Basée sur cette analyse, des stratégies sont proposées et mises en avant
au sein du mouvement social. Il faudrait consommer mieux, consommer moins. Par des petits gestes individuels et en se passant le mot, nous pourrions collectivement influencer notre modèle productif, économique et politique.

Il n’y a rien de mal à changer ses habitudes de consommation afin de faire correspondre ses actions à ses idées politiques. Mais cela devient problématique lorsque ces actions individuelles sont présentées comme ayant une portée politique ou comme une stratégie capable d’établir un réel rapport de force. Cette théorie réduit la lutte écologique à des choix de supermarché et pousse au mieux à tenter d’organiser de grands boycotts collectifs.

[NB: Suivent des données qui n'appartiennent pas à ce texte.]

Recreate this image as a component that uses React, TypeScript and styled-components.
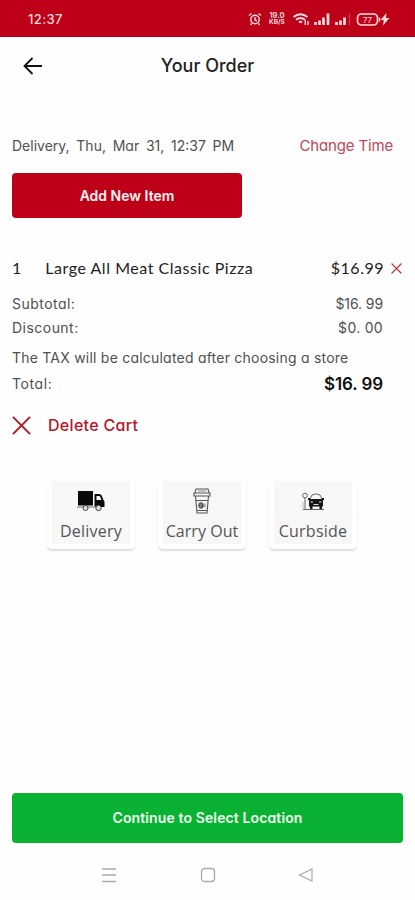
import React from "react";
import styled, { createGlobalStyle } from "styled-components";

const GlobalStyle = createGlobalStyle`
  * { box-sizing: border-box; }
  body { margin: 0; background: #fff; }
`;

const Screen = styled.div`
  width: 415px;
  height: 900px;
  display: flex;
  flex-direction: column;
  background: #fefefe;
  overflow: hidden;
  font-family: Inter, "Liberation Sans", sans-serif;
  font-feature-settings: "cv11";
  color: #222;
`;

const StatusBar = styled.header`
  height: 37px;
  flex: none;
  display: flex;
  align-items: center;
  justify-content: space-between;
  padding: 1px 25px 0 28px;
  background: #bd0018;
  color: #fbdcde;
`;

const StatusIcons = styled.div`
  display: flex;
  align-items: center;
  width: 142px;
  height: 18px;
`;

const NetSpeed = styled.div`
  display: flex;
  flex-direction: column;
  width: 18px;
  margin: 0 5px 0 6px;
  font-size: 7.5px;
  line-height: 7.5px;
  font-weight: 700;
  text-align: center;
  white-space: nowrap;
`;

const SpeedUnit = styled.span`
  font-size: 6.5px;
`;

const TitleBar = styled.div`
  height: 58px;
  flex: none;
  display: grid;
  grid-template-columns: 44px 1fr 44px;
  align-items: center;
  padding: 0 12px;
  text-align: center;
`;

const Label = styled.span<{
  $size?: number;
  $weight?: number;
  $color?: string;
  $spacing?: number;
  $words?: number;
  $font?: string;
}>`
  white-space: pre;
  line-height: 20px;
  font-size: ${(p) => p.$size ?? 14}px;
  font-weight: ${(p) => p.$weight ?? 400};
  color: ${(p) => p.$color ?? "#505050"};
  letter-spacing: ${(p) => p.$spacing ?? 0}px;
  word-spacing: ${(p) => p.$words ?? 0}px;
  ${(p) => p.$font && `font-family: ${p.$font}, sans-serif;`}
`;

const Icon = styled.svg`
  display: block;
  flex: none;
`;

const Row = styled.div<{ $height: number; $top?: number; $right?: number }>`
  display: flex;
  flex: none;
  align-items: center;
  justify-content: space-between;
  height: ${(p) => p.$height}px;
  margin-top: ${(p) => p.$top ?? 0}px;
  padding: 0 ${(p) => p.$right ?? 32}px 0 12px;
`;

const Cluster = styled.div<{ $gap: number }>`
  display: flex;
  align-items: center;
  gap: ${(p) => p.$gap}px;
`;

const Button = styled.button<{ $color: string; $width: number; $height: number; $top?: number }>`
  display: flex;
  flex: none;
  align-items: center;
  justify-content: center;
  width: ${(p) => p.$width}px;
  height: ${(p) => p.$height}px;
  margin: ${(p) => p.$top ?? 0}px 0 0 12px;
  padding: 0;
  border: 0;
  border-radius: 4px;
  background: ${(p) => p.$color};
  font: inherit;
  font-feature-settings: inherit;
`;

const Tiles = styled.div`
  display: flex;
  flex: none;
  gap: 23px;
  margin: 41px 0 0 47px;
`;

const Tile = styled.div`
  width: 88px;
  height: 68px;
  display: flex;
  flex-direction: column;
  align-items: center;
  gap: 6px;
  padding-top: 6px;
  border: 5px solid #fff;
  border-top: 0;
  border-radius: 5px;
  background: #f7f7f7;
  box-shadow: 0 2px 2px rgba(0, 0, 0, 0.13);
`;

const TileArt = styled.div`
  height: 28px;
  flex: none;
  display: flex;
  align-items: center;
`;

const Spacer = styled.div`
  flex: 1;
`;

const NavBar = styled.nav`
  height: 57px;
  flex: none;
  display: flex;
  align-items: center;
  justify-content: space-between;
  padding: 6px 101px 0 101px;
`;

const Cross = ({ size, width, color }: { size: number; width: number; color: string }) => (
  <Icon width={size} height={size} viewBox="0 0 20 20" stroke={color} strokeWidth={width}>
    <path d="M1 1 19 19M19 1 1 19" />
  </Icon>
);

const StatusGlyphs = () => (
  <StatusIcons>
    <Icon width="14" height="18" viewBox="0 0 14 18" fill="none" stroke="#fbdcde" strokeWidth="1.4">
      <circle cx="7" cy="9.5" r="4.2" />
      <path d="M7 7v3l2 1M1 5.5 3.5 3.5M13 5.5 10.5 3.5M3.5 13.5 2.5 15M10.5 13.5l1 1.5" />
    </Icon>
    <NetSpeed>
      <span>19.0</span>
      <SpeedUnit>KB/S</SpeedUnit>
    </NetSpeed>
    <Icon width="99" height="18" viewBox="43 0 99 18" fill="none" stroke="#fbdcde" strokeWidth="1.4">
      <path d="M45.500 7q7-5.500 14 0M48 9.700q4.500-3.500 9 0M51 12.500q1.500-1.400 3 0" strokeWidth="2" />
      <path d="M57.300 10v5M60 11v4" />
      <path d="M67.500 15v-3M71.500 15v-4.500M75.500 15V7.500M80 15V3.500" strokeWidth="2.7" />
      <path d="M88.500 15v-3M92.500 15v-4.500M96.500 15V7.500" strokeWidth="2.7" />
      <path d="M101.500 15V3.500" stroke="#cf3b4b" strokeWidth="1.3" />
      <rect x="109.500" y="4" width="20" height="11" rx="4" strokeWidth="1.7" />
      <path d="M131.500 7.500v4" />
      <text x="115" y="12.500" fill="#fbdcde" stroke="none" fontFamily="Inter, sans-serif" fontSize="8" textLength="9">77</text>
      <path d="m138.500 3-6 7h3.300l-.8 5.500 6.500-7.500h-3.500z" fill="#fbdcde" stroke="none" />
    </Icon>
  </StatusIcons>
);

const Truck = () => (
  <Icon width="28" height="22" viewBox="0 0 28 22">
    <path fill="#090909" d="M1 1h15v14.500H1zM17.500 4H22q2 0 2.700 1.500l1.500 4 1.300 2V17H17.500z" />
    <path fill="#f7f7f7" d="M19.500 6H22q1 0 1.300 1l1 3h-4.800z" />
    <path d="M0 17h19" stroke="#999" strokeWidth="1.5" />
    <g fill="#ddd" stroke="#444">
      <circle cx="8.500" cy="18" r="2.500" />
      <circle cx="21.500" cy="18" r="2.700" />
    </g>
  </Icon>
);

const Cup = () => (
  <Icon width="20" height="26" viewBox="0 0 20 26" fill="none" stroke="#555" strokeWidth="1.1">
    <path d="M4 1h12l1 4H3zM2 5h16v3H2zM3.500 8l1.500 17h10l1.500-17M4 12.500h12M5 22.500h10" />
    <path d="M6 3h8" stroke="#999" />
    <ellipse cx="9" cy="17.500" rx="2.200" ry="2.600" fill="#555" />
    <path d="M8 19.500q0-2 2-4" stroke="#ccc" strokeWidth=".8" />
    <path d="M13 15.500v4" stroke="#888" />
  </Icon>
);

const Car = () => (
  <Icon width="24" height="20" viewBox="0 0 24 20">
    <g fill="none" stroke="#666">
      <circle cx="4" cy="4.500" r="2.300" />
      <path d="M4 7v11M2 18.500h21M9 8l2-4q4-2.500 8 0l2 4" />
      <path d="M2 11v7" stroke="#bbb" />
    </g>
    <path fill="#151515" d="M8 8h14v7.500h-1V18h-2.500v-2.500h-7V18H9v-2.500H8zM7 7h2v2H7zM21 7h2v2h-2z" />
    <path d="M9.500 11H12M18 11h2.500M12.500 13.500h5" stroke="#ddd" />
  </Icon>
);

const tiles = [
  { name: "Delivery", art: <Truck />, spacing: 0.22 },
  { name: "Carry Out", art: <Cup />, spacing: 0.05 },
  { name: "Curbside", art: <Car />, spacing: 0.25 },
];

export default function App() {
  return (
    <Screen>
      <GlobalStyle />
      <StatusBar>
        <Label $size={13} $weight={500} $color="#fbdcde" $spacing={0.4}>12:37</Label>
        <StatusGlyphs />
      </StatusBar>
      <TitleBar>
        <Icon width="44" height="20" viewBox="0 0 44 20" fill="none" stroke="#111" strokeWidth="1.8">
          <path d="M30 10H12.500M20.500 2l-8 8 8 8" />
        </Icon>
        <Label $size={18} $weight={500} $color="#222">Your Order</Label>
      </TitleBar>
      <Row $height={22} $top={40} $right={22}>
        <Label $words={2.8}>Delivery, Thu, Mar 31, 12:37 PM</Label>
        <Label $size={15} $color="#c04658" $spacing={-0.15}>Change Time</Label>
      </Row>
      <Button $color="#bd0018" $width={230} $height={45} $top={16}>
        <Label $size={14} $weight={600} $color="#fff3f3">Add New Item</Label>
      </Button>
      <Row $height={24} $top={38} $right={13}>
        <Cluster $gap={24}>
          <Label $size={16} $font="Lato" $color="#222">1</Label>
          <Label $size={16} $font="Lato" $color="#222" $spacing={0.54}>Large All Meat Classic Pizza</Label>
        </Cluster>
        <Cluster $gap={7}>
          <Label $size={16} $font="Lato" $color="#222" $spacing={0.5}>$16.99</Label>
          <Cross size={11} width={2.2} color="#c43546" />
        </Cluster>
      </Row>
      <Row $height={24} $top={12}>
        <Label $spacing={0.47}>Subtotal:</Label>
        <Label $spacing={-0.1}>$16. 99</Label>
      </Row>
      <Row $height={24}>
        <Label $spacing={0.47}>Discount:</Label>
        <Label $spacing={0.3}>$0. 00</Label>
      </Row>
      <Row $height={24} $top={6}>
        <Label $spacing={0.22}>The TAX will be calculated after choosing a store</Label>
      </Row>
      <Row $height={24} $top={2}>
        <Label $spacing={0.6}>Total:</Label>
        <Label $size={17} $weight={600} $color="#111" $spacing={-0.1}>$16. 99</Label>
      </Row>
      <Row $height={30} $top={14}>
        <Cluster $gap={17}>
          <Cross size={19} width={2} color="#b91525" />
          <Label $size={16} $weight={500} $color="#b91528" $spacing={0.3}>Delete Cart</Label>
        </Cluster>
      </Row>
      <Tiles>
        {tiles.map((tile) => (
          <Tile key={tile.name}>
            <TileArt>{tile.art}</TileArt>
            <Label $size={16} $font='"Open Sans"' $spacing={tile.spacing} $color="#555">{tile.name}</Label>
          </Tile>
        ))}
      </Tiles>
      <Spacer />
      <Button $color="#09b233" $width={391} $height={50}>
        <Label $size={14} $weight={600} $color="#effff0" $spacing={0.12}>Continue to Select Location</Label>
      </Button>
      <NavBar>
        <Icon width="16" height="18" viewBox="0 0 16 18" stroke="#aaa" strokeWidth="1.3">
          <path d="M1 3h14M1 9h14M1 15.500h14" />
        </Icon>
        <Icon width="16" height="16" viewBox="0 0 16 16" fill="none" stroke="#aaa" strokeWidth="1.3">
          <rect x="1.500" y="1.500" width="13" height="13" rx="3" />
        </Icon>
        <Icon width="16" height="16" viewBox="0 0 16 16" fill="none" stroke="#aaa" strokeWidth="1.2">
          <path d="M14 2v12L1.500 8z" />
        </Icon>
      </NavBar>
    </Screen>
  );
}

L’autoflagellation militante sur notre consommation polluante et destructrice présente la société comme une somme d’individus sans tenir compte des hiérarchies capitalistes et colonialistes. Elle ne permet pas de repenser l’organisation de la production où se jouent les réels enjeux de pouvoir.
Plusieurs militants et collectifs nous alertent sur cette impasse idéologique souvent moraliste.

YouthForClimate rappelle que nous vivons dans un système économique aliénant où ceux qui décident de la production orientent également nos «  choix » de consommation.

Grégoire Chamayou dans La société ingouvernable. Une généalogie du libéralisme autoritaire (2018) analyse comment la responsabilisation individuelle est une arme
des capitalistes pour détourner et dissiper nos luttes. S’il fallait cesser d’agir en consommateur pour commencer à agir vraiment  [7] ?

Mélissa (UCL Orléans)


[1Il n’est ici question que des organisations décroissantes de la gauche radicale, voire anticapitaliste.

[2Pour une analyse plus détaillée des limites de l’écosocialisme et de la décroissance, voir Floran Palinowski, «  Actualité de la décroissance communiste libertaire  », septembre 2021, sur Espritcritiquerevolutionnaire.revolublog.com

[3 Ibidem, pour plus de précisions sur la question de la propriété privée et de la crise.

[4Patrick Farbiaz, «  Construire l’éco-syndicalisme  », Contretemps, 29 décembre 2021

[7«  L’écologie de la carte bleue  », Grozeille.co.